◆ Task instructions
Leaving out every picture, copy the lines of the data exactly, from the first through the line containing "MdOutlineAccountTree, MdOutlineEventNote, MdSearch".

--- START OF Information supplied ---

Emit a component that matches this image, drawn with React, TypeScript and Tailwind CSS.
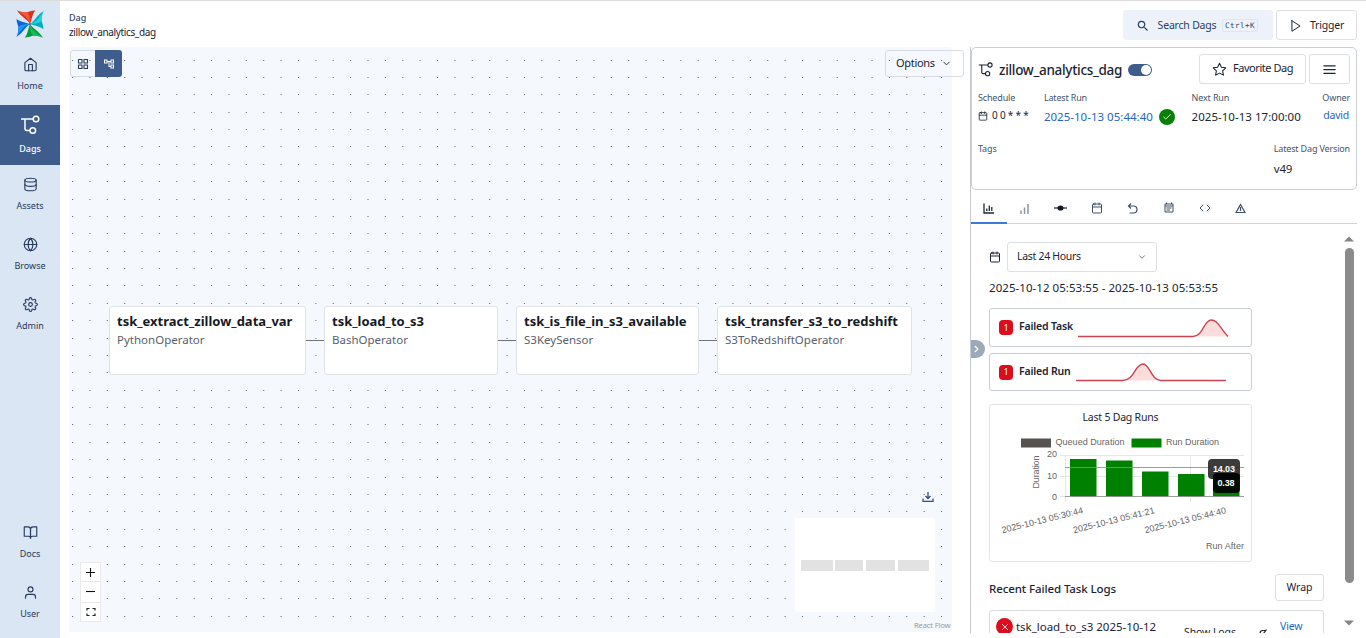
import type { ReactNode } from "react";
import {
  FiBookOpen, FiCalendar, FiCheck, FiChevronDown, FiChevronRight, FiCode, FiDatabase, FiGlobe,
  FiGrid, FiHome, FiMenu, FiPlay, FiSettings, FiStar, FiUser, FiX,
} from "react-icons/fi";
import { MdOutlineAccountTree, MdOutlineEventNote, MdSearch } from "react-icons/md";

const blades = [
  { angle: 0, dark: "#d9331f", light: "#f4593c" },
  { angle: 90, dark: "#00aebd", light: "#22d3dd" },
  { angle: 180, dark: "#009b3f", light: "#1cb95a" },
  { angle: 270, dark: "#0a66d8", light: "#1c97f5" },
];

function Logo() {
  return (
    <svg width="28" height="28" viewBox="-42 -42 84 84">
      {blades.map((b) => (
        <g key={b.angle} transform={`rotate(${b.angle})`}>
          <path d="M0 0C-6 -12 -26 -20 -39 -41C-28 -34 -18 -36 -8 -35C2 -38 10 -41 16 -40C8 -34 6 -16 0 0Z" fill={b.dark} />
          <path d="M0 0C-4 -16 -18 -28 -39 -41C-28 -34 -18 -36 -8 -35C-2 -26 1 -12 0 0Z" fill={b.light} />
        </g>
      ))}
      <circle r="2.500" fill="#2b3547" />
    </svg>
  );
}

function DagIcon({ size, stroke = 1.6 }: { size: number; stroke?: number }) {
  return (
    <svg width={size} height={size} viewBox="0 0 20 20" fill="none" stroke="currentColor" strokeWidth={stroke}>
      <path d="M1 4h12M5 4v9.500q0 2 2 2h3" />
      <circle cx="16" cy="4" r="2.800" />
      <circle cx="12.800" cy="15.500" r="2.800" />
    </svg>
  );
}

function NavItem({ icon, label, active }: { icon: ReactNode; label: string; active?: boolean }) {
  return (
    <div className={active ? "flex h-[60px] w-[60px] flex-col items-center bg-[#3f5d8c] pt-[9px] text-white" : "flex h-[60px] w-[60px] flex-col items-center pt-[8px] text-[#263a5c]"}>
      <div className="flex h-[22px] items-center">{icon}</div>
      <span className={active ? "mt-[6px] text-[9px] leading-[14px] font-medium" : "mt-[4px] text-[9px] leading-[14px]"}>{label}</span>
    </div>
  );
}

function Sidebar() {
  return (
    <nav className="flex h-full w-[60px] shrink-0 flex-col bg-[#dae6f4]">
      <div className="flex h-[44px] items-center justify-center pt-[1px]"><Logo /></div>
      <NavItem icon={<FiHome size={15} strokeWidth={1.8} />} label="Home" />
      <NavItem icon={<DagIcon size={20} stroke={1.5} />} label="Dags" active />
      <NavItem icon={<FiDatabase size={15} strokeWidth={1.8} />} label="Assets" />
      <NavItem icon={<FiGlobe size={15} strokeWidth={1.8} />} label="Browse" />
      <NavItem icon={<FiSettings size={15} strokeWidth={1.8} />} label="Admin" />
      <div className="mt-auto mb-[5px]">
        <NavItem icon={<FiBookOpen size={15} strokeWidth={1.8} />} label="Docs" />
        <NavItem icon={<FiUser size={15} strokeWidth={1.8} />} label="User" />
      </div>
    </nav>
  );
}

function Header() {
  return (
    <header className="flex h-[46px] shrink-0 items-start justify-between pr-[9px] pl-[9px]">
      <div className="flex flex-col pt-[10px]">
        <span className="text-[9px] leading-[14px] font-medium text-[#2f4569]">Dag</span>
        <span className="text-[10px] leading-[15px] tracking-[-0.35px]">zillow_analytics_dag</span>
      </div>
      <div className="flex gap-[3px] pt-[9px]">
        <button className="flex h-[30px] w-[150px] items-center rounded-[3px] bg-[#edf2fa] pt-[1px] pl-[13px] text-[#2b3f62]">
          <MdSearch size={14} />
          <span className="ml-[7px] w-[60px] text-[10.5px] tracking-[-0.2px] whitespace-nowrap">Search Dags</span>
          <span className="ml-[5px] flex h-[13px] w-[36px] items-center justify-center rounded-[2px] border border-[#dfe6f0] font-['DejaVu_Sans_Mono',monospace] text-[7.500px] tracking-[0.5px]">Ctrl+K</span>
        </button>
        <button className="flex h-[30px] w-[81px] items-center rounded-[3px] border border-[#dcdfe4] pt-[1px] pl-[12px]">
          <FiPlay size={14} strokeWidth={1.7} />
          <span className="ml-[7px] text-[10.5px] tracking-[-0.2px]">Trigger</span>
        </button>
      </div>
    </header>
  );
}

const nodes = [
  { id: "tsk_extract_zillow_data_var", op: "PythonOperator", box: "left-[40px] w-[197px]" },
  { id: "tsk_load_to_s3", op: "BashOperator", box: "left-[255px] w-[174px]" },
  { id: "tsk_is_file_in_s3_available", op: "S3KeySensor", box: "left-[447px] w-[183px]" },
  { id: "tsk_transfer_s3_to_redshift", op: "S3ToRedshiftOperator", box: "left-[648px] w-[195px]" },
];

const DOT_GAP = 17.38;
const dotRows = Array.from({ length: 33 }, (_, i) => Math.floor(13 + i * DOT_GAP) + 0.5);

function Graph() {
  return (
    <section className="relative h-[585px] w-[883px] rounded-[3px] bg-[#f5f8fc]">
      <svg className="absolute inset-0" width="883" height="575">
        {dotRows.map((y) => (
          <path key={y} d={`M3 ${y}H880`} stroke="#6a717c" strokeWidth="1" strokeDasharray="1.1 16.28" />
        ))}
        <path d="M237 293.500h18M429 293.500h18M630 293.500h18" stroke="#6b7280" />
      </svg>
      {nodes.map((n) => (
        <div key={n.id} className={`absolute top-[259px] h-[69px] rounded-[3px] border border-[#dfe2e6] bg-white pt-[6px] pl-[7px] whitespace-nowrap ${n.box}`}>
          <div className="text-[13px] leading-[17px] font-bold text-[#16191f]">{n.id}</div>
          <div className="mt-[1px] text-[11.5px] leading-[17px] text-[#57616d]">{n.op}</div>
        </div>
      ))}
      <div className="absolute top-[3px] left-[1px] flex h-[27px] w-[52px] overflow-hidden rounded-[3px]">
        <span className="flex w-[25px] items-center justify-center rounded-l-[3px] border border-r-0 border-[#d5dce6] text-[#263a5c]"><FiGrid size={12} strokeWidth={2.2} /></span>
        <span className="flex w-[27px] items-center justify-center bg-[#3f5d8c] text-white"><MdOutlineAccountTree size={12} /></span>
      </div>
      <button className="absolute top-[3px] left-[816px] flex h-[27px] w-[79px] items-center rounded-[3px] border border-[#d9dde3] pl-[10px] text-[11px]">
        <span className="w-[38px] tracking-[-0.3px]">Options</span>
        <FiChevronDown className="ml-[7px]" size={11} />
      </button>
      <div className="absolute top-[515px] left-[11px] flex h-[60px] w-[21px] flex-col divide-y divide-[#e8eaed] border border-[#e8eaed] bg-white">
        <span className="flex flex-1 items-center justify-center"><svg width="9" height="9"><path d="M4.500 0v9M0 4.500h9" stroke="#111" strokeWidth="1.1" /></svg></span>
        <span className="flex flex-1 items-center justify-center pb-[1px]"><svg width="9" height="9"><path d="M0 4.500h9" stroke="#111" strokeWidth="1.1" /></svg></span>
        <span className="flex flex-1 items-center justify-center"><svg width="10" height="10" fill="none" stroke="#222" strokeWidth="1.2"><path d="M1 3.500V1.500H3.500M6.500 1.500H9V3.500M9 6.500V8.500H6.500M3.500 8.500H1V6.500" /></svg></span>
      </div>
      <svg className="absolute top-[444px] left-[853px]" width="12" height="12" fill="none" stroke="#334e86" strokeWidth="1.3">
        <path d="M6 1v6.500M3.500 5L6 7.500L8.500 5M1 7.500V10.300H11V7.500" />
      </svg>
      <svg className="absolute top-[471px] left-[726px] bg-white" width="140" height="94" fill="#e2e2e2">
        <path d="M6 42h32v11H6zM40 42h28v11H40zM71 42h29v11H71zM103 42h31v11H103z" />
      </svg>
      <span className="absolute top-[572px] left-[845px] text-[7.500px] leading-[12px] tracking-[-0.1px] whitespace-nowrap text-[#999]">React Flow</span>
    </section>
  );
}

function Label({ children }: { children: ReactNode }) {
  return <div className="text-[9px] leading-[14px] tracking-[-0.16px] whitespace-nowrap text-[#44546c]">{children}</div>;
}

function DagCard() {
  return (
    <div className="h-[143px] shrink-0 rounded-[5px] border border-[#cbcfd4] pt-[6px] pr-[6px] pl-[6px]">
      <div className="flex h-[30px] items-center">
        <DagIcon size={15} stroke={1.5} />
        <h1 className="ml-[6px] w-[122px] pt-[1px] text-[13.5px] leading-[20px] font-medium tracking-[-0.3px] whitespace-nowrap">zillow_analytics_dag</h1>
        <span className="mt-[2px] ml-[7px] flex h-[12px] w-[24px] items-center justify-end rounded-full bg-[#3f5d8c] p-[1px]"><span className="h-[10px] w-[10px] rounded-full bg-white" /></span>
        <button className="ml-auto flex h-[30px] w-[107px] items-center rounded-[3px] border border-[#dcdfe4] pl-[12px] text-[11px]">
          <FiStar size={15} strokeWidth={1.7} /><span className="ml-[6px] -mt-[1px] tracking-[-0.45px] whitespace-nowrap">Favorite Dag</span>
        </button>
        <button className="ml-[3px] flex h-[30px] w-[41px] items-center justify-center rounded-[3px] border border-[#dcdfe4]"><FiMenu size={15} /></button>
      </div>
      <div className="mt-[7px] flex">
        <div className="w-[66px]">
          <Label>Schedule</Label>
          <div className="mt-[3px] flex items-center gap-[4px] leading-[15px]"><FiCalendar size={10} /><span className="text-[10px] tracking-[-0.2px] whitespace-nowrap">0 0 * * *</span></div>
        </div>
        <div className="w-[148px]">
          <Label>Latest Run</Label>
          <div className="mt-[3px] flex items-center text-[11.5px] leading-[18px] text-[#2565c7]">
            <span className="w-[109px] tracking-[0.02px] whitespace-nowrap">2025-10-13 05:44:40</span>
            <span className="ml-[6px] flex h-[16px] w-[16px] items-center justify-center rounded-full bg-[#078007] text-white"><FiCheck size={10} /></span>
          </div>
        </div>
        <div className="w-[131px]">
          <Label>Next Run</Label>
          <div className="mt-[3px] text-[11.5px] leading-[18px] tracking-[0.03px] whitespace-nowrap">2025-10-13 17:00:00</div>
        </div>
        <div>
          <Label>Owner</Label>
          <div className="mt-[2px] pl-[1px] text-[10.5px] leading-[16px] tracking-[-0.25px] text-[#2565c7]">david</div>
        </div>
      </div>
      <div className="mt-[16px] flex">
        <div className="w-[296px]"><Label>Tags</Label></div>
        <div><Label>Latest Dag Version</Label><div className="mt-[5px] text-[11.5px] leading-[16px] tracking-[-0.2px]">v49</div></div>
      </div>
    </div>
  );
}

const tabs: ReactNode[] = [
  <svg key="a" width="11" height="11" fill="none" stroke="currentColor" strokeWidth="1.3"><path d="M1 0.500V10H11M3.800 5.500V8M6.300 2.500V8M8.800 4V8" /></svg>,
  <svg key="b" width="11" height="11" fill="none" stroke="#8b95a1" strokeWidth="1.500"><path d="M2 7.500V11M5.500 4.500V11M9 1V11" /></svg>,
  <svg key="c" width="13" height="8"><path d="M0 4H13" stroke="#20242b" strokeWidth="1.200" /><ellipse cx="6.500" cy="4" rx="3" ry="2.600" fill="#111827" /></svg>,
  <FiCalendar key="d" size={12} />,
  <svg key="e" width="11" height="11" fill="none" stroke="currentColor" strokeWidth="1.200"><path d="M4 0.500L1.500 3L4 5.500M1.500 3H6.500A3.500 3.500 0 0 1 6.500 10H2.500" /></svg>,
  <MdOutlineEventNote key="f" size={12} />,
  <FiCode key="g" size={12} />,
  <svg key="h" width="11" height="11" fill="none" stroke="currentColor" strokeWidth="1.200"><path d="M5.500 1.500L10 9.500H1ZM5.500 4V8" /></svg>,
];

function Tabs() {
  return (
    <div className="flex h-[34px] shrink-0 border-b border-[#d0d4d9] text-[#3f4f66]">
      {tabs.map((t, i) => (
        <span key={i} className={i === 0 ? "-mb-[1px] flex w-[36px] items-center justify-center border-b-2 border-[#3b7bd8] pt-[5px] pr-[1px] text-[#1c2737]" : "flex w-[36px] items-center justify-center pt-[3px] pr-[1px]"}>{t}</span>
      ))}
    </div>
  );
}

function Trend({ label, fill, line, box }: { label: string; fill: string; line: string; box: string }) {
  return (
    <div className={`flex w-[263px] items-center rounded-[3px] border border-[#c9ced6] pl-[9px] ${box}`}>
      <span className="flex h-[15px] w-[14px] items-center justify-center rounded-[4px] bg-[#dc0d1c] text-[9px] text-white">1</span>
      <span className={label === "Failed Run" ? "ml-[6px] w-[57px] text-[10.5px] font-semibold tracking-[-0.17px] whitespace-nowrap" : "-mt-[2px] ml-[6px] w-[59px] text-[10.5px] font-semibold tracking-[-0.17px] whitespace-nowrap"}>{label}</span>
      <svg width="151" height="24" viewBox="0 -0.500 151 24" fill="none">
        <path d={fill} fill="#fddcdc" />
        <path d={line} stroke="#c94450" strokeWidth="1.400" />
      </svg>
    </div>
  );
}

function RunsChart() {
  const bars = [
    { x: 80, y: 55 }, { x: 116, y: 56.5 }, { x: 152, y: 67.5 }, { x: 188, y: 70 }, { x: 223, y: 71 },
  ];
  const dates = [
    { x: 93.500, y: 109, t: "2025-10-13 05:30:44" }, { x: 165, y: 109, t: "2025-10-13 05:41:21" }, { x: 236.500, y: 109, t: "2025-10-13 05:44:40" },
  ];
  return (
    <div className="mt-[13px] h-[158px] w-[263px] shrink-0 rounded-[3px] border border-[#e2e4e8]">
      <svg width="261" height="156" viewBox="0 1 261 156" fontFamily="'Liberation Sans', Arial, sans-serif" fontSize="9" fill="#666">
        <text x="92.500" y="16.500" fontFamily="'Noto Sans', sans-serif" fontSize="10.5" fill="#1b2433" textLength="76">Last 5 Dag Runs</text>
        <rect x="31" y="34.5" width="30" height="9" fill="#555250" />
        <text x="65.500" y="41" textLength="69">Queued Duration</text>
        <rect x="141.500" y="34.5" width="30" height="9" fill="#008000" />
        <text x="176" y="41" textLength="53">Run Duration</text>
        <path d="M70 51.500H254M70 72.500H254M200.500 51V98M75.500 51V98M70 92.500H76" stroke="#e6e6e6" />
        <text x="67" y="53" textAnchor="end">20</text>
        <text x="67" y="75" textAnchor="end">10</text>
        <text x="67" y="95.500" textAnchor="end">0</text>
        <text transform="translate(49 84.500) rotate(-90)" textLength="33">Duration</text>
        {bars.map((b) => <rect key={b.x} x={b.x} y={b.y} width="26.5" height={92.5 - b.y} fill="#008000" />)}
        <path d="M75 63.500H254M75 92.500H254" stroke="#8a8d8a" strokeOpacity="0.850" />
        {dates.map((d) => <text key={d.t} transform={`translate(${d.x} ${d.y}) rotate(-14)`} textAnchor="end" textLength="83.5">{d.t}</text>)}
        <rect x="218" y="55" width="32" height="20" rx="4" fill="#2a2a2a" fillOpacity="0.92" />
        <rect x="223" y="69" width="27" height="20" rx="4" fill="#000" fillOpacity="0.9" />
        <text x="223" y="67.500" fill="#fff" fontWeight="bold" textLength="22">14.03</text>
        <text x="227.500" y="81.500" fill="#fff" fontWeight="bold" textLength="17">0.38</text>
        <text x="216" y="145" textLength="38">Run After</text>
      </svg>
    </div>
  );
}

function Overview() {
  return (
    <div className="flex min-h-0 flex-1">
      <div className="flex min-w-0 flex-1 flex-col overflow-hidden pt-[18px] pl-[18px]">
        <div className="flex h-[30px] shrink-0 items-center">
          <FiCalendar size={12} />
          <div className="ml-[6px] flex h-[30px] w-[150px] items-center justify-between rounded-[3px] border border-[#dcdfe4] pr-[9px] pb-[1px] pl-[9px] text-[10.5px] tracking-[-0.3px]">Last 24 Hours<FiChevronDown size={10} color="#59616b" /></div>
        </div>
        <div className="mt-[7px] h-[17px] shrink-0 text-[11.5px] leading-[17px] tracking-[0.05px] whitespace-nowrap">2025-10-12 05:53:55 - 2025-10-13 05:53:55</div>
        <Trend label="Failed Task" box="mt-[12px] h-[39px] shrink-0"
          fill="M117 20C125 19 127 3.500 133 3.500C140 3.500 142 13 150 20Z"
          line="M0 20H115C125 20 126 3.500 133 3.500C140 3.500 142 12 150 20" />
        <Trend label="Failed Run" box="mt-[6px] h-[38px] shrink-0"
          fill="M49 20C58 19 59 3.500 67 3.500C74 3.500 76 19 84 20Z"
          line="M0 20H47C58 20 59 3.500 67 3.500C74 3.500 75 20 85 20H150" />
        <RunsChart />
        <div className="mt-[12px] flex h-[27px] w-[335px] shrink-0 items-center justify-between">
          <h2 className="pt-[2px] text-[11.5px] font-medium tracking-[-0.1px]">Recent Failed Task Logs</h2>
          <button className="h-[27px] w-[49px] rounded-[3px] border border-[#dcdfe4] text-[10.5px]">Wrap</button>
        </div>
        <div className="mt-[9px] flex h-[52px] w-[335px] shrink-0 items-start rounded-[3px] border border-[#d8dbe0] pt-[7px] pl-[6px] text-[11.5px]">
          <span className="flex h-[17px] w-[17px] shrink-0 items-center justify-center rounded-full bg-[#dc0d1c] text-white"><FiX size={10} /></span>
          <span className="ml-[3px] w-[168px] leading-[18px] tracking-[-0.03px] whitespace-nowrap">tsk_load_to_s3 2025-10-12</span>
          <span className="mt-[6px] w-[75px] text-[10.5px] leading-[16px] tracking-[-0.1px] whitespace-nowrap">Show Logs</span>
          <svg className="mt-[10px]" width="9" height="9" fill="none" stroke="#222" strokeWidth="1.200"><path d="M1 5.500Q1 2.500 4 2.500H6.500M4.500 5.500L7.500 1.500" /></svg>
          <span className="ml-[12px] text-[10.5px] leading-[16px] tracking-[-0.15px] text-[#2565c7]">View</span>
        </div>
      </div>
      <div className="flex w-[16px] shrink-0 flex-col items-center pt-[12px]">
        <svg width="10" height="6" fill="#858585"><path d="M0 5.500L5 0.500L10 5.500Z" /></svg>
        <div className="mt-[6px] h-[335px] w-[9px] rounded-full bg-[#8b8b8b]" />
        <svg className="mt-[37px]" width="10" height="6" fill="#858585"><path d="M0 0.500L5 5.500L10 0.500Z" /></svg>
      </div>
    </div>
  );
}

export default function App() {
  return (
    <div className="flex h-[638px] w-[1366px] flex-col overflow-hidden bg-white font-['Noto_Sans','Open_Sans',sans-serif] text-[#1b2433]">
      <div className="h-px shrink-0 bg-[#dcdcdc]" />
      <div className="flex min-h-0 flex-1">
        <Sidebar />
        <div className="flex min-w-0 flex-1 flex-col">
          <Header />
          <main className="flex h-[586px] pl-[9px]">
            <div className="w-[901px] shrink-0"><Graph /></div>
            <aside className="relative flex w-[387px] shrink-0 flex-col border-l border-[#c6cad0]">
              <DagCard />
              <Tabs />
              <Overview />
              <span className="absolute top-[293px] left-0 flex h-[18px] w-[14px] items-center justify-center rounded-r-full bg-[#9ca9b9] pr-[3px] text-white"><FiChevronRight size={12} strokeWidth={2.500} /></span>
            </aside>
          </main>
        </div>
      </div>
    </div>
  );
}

--- END OF Information supplied ---

◆ Solution for this problem
Emit a component that matches this image, drawn with React, TypeScript and Tailwind CSS.
import type { ReactNode } from "react";
import {
  FiBookOpen, FiCalendar, FiCheck, FiChevronDown, FiChevronRight, FiCode, FiDatabase, FiGlobe,
  FiGrid, FiHome, FiMenu, FiPlay, FiSettings, FiStar, FiUser, FiX,
} from "react-icons/fi";
import { MdOutlineAccountTree, MdOutlineEventNote, MdSearch } from "react-icons/md";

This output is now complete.